秋山 信頼感を持てるようなインターフェースがあって、それを通じて確認ができれば、本当に保証されたとユーザーが納得できるということですね。

高木 はい。ブロックチェーンの技術のまわりには、使い勝手のよいアプリなど、多くの人がその信頼度を確認できるようなエコシステムが必要になってくるでしょう。世の中に広まって、みんながブロックチェーンの優れた機能を使えるようになるためには、ブロックチェーンそれ一つの技術だけでは完璧ではありません。
 
秋山 インターネットのように、普通の人が使ってメリットを享受できて、はじめて定着するんですね。その意味で、私がおもしろいと思ったのは、電力取引にブロックチェーンを使う事例です。電力の自由化でどこから電力を買うかを自由に決められる時代においては、その電力が何由来なのかを知ったうえで買うことができるのは、ユーザーにとってメリットになると思います。例えば、太陽光や風力など、化石燃料を使わない電力を使いたいと思う人は、ブロックチェーンでその電力が何由来かという情報が保証されていれば、それを選んで買うことができますね。

高木 デジタルグリッドという会社で取り組んでいる仕組みですが、電力にIDをつけてどこで発電されたものか仮想的に分かる仕組みを作ることで、ユーザー間で直接売買する、まさにブロックチェーンの長所を生かした使い方です。

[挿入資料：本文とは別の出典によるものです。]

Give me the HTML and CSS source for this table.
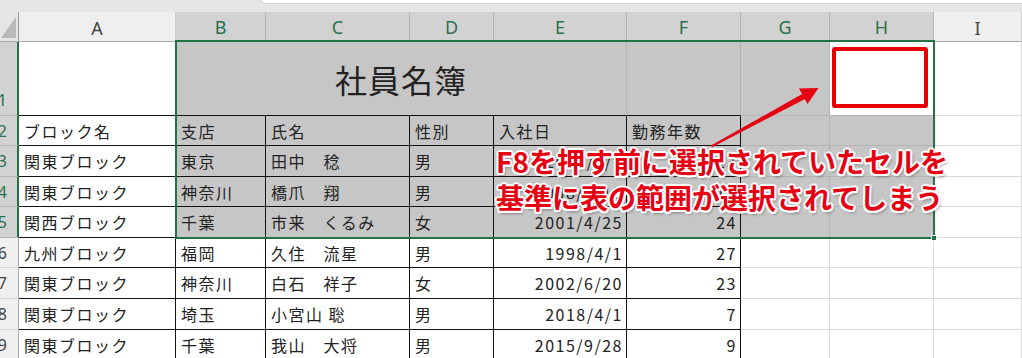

 もともと風力などのエコ発電で生まれる電力は、一箇所で大量の電力を一度に生み出せるわけではなかったので、やりとりも細々したものになり、それを融通することが課題でした。その意味でも、ブロックチェーンの分散的な価値観となじむ使い方なのです。

新たな価値体系が
組織を変える

秋山 地域通貨も、貨幣を超えた可能性を感じさせる事例だと思います。
 
高木 そうですね。2016年には会津大学、ベンチャー企業、東京大学、GLOCOM国際大学などが、共同研究で地域通貨「萌貨(モエカ)」の実証実験を行いました。サブカルチャーイベント「福島Moe祭」において、当日会場内のみで利用できる「萌貨」をスマホ専用アプリで取引しました。来場者同士がイベントの宣伝をしたり、会場のゴミ拾いや掃除をしたりすると「モエ」がたまり、ためた「モエ」は、飲食物やグッズが当たる福引チケットとして使用できるというものです。

秋山 ちょっとした親切やいいなと思ったことに、普通のお金ではない価値を与えることができるのがいいですね。

高木 日本円はすでに価値基準が決まった通貨ですが、それとはレイヤーの違う価値基準をつくり、従来のお金では評価されないことを積極的に評価できる仕組みです。